Critics’ concerns about China’s industrial overcapacity overlook the broader picture of the country’s balance of payments. While China maintains a surplus in goods trade, it is offset by significant deficits in services and investment income. This balanced approach points to a more nuanced economic exchange rather than simple dumping of excess production.
When discussing China’s economy, overcapacity often takes center stage, but this overlooks the full balance of payments picture. As an opinion piece in the South China Morning Post points out, the right question is whether China’s overall current account represents a destabilising imbalance that siphons growth from trading partners.
Goods trade is only one slice of China’s external balance, increasingly offset by large outflows such as imports of services and investment income payments. Data shows China’s total current account surplus at US$657 billion, or 3.4 per cent of gross domestic product (GDP). This implies China effectively runs a huge services and income account deficit. The country is a major importer of foreign services, ranging from transport to financial services.

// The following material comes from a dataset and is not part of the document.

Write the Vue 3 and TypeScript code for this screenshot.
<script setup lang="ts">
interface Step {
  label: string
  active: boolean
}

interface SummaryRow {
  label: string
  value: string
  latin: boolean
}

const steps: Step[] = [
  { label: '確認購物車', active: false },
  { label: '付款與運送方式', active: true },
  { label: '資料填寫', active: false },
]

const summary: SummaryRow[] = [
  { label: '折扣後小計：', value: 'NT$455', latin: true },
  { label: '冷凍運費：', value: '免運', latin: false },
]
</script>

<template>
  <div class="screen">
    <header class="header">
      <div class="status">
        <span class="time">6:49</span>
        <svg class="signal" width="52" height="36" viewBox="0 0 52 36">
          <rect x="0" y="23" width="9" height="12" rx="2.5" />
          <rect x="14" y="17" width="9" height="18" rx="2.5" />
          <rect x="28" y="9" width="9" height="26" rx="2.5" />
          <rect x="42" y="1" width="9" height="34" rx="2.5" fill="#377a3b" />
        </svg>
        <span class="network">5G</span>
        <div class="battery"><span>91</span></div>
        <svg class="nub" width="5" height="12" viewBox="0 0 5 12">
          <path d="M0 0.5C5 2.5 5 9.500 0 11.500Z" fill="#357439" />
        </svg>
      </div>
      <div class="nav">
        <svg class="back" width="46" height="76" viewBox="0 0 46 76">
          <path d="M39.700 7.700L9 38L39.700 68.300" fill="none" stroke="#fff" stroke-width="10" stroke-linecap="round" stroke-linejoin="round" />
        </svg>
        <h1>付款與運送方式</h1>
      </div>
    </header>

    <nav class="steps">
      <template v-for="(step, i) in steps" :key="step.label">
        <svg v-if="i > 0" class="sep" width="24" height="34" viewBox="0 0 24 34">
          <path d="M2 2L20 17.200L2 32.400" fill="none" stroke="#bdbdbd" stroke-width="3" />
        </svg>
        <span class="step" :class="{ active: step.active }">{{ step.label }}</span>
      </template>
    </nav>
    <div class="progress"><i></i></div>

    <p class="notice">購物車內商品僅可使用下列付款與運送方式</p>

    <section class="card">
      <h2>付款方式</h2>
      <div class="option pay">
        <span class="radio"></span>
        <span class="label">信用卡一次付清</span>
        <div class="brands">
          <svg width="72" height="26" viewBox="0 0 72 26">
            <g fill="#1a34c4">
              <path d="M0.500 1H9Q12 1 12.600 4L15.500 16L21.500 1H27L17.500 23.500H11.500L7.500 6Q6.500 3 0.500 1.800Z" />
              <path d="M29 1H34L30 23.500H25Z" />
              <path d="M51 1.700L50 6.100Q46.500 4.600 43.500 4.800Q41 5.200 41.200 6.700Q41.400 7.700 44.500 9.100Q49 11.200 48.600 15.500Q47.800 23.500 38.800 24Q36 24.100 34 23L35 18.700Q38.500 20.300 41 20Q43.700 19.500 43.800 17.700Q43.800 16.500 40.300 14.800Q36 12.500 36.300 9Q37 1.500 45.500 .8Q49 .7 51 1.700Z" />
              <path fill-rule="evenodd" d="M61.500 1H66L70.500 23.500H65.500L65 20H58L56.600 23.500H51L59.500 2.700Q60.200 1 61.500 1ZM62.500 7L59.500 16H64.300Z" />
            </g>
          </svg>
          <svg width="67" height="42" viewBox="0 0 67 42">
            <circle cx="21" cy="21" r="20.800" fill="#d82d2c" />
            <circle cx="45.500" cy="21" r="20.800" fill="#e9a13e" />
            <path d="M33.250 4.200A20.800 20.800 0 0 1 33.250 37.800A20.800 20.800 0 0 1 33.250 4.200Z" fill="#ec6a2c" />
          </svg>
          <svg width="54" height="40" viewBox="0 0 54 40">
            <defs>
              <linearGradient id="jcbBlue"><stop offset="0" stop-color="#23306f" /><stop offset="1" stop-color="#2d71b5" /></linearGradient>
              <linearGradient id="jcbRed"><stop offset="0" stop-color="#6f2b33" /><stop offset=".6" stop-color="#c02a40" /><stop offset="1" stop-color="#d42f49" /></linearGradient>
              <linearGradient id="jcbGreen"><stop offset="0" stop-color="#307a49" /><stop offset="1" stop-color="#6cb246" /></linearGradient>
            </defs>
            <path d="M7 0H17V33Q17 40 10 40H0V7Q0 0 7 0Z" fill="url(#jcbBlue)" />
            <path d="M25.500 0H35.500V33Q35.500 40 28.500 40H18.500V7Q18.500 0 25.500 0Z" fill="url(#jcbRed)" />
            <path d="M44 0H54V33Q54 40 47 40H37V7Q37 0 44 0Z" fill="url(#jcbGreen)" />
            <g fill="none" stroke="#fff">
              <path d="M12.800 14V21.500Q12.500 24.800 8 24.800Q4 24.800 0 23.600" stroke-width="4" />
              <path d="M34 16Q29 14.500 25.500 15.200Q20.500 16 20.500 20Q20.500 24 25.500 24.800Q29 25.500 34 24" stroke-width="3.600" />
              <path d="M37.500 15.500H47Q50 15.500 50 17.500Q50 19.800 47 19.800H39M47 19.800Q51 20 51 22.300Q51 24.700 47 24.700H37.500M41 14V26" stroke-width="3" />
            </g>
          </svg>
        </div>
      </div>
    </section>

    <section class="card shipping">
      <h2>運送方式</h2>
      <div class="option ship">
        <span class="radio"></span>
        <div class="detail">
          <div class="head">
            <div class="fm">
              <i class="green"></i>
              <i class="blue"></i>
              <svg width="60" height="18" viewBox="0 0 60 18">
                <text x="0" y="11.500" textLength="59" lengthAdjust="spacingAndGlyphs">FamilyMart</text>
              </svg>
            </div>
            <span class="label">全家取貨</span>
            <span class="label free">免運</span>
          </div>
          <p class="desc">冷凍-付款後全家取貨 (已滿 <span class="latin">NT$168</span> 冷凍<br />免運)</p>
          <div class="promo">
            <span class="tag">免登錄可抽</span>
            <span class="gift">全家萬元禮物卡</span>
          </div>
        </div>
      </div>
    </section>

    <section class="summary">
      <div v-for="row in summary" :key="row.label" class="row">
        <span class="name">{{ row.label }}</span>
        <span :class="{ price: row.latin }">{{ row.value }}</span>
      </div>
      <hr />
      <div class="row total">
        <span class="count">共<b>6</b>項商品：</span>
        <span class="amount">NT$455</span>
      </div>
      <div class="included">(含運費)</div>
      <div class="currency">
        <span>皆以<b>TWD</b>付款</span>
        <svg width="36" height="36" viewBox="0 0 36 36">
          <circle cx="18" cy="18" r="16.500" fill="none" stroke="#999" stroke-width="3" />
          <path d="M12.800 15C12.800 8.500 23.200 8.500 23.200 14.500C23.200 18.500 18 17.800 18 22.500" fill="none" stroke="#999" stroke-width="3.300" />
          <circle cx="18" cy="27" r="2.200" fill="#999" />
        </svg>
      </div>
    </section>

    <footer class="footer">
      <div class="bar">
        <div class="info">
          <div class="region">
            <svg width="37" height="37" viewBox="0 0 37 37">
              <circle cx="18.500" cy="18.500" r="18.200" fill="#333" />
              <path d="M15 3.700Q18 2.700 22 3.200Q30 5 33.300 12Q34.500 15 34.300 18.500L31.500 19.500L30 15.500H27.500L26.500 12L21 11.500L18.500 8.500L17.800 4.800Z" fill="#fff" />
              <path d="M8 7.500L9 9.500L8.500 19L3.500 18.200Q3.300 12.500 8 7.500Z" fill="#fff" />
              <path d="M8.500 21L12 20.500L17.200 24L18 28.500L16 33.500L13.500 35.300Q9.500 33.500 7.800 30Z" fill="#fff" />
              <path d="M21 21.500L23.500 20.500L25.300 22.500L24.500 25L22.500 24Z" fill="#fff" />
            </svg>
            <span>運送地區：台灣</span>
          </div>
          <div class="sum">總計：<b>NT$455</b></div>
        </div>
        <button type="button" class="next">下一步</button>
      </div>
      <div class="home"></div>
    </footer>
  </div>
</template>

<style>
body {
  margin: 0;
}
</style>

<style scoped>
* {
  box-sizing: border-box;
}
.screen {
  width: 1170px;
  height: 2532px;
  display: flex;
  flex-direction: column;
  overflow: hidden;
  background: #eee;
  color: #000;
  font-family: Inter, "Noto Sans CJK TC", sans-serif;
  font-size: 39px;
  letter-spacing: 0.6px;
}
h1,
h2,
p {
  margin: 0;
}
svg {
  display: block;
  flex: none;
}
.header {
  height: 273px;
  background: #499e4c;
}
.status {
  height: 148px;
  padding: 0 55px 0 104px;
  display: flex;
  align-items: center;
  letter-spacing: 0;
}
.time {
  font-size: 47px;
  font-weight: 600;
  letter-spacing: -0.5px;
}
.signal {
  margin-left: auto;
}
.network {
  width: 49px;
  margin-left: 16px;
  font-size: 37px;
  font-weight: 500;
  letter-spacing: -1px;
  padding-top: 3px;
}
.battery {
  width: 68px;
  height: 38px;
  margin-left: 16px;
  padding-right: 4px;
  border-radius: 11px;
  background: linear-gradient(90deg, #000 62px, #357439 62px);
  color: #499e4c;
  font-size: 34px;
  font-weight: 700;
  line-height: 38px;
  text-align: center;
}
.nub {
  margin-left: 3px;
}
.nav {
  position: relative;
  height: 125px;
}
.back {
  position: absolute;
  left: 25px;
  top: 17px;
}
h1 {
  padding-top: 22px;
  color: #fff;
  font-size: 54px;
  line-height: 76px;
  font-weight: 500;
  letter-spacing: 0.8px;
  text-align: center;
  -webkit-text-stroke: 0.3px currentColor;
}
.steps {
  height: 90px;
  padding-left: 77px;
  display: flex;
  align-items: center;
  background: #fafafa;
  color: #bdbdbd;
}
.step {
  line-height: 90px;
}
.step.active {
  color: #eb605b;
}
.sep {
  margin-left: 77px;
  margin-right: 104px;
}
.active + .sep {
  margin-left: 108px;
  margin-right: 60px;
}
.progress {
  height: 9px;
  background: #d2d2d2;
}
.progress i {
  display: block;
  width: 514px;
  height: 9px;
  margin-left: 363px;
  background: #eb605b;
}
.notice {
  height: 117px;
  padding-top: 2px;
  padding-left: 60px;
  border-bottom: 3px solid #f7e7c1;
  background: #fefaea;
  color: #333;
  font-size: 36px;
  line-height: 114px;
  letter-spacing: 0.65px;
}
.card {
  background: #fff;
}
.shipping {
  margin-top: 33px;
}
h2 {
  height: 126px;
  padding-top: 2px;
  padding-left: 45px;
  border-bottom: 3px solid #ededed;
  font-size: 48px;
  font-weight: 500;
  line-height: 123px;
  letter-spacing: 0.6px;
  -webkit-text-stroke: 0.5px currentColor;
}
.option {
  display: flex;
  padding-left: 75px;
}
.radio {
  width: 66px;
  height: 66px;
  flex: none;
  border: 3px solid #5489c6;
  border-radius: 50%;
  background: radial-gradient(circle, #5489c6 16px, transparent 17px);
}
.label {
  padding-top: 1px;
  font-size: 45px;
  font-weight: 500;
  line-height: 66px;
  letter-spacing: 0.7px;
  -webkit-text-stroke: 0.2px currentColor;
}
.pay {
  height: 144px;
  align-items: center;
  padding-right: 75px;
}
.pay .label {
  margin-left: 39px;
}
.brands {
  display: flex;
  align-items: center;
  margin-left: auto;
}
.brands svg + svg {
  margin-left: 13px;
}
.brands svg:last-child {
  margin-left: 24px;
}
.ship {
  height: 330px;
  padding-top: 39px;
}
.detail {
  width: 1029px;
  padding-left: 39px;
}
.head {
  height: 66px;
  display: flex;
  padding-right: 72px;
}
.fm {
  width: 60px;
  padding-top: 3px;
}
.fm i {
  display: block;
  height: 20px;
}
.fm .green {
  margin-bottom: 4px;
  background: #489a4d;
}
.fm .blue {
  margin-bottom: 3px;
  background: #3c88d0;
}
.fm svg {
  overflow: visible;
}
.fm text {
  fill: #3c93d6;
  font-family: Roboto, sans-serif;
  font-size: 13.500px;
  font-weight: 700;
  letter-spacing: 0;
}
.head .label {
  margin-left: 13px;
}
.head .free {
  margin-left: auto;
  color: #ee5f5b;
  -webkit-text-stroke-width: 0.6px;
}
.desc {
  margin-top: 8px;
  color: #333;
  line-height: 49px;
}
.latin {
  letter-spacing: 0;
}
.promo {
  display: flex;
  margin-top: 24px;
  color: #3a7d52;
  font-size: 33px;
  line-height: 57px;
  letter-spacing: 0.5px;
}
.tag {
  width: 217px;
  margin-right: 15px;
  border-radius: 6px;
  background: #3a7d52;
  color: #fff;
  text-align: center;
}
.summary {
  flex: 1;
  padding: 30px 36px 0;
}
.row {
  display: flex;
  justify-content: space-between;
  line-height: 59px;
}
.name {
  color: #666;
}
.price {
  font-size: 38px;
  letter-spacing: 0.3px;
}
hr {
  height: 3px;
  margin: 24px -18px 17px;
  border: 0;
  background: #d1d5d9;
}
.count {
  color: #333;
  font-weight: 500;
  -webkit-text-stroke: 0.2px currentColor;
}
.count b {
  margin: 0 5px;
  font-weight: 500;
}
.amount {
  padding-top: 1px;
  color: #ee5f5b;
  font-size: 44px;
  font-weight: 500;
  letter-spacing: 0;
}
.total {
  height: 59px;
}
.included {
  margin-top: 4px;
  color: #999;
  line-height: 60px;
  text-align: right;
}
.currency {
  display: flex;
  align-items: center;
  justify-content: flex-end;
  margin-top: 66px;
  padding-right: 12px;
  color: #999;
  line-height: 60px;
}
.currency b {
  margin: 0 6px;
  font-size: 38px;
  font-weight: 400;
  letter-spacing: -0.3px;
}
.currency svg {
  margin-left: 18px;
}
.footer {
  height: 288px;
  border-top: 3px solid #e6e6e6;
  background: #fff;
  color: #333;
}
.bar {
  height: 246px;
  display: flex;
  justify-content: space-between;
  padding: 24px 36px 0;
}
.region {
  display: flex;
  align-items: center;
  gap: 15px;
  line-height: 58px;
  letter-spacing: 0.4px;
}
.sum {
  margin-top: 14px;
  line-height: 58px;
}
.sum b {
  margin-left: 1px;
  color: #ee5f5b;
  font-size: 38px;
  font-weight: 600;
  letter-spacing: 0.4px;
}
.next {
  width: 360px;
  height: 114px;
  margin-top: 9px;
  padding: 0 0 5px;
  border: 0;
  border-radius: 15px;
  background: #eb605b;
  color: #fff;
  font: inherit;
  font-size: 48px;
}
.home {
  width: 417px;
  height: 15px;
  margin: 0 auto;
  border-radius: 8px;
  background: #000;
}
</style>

This matters because overcapacity is a macroeconomic concept, not a sectoral talking point. A country that exports manufactured goods but imports services and pays income abroad is not simply dumping excess output on the rest of the world. It engages in a more complex exchange in which incomes associated with production are partly recycled back to the world economy through service imports and capital income repatriations.
The article highlights how this view informs China’s interactions with the Global South, including industrial policy, trade surpluses, and the Belt and Road Initiative (BRI). Foreign direct investment and services trade further underscore the interconnectedness of China’s economy, rather than isolated overcapacity issues.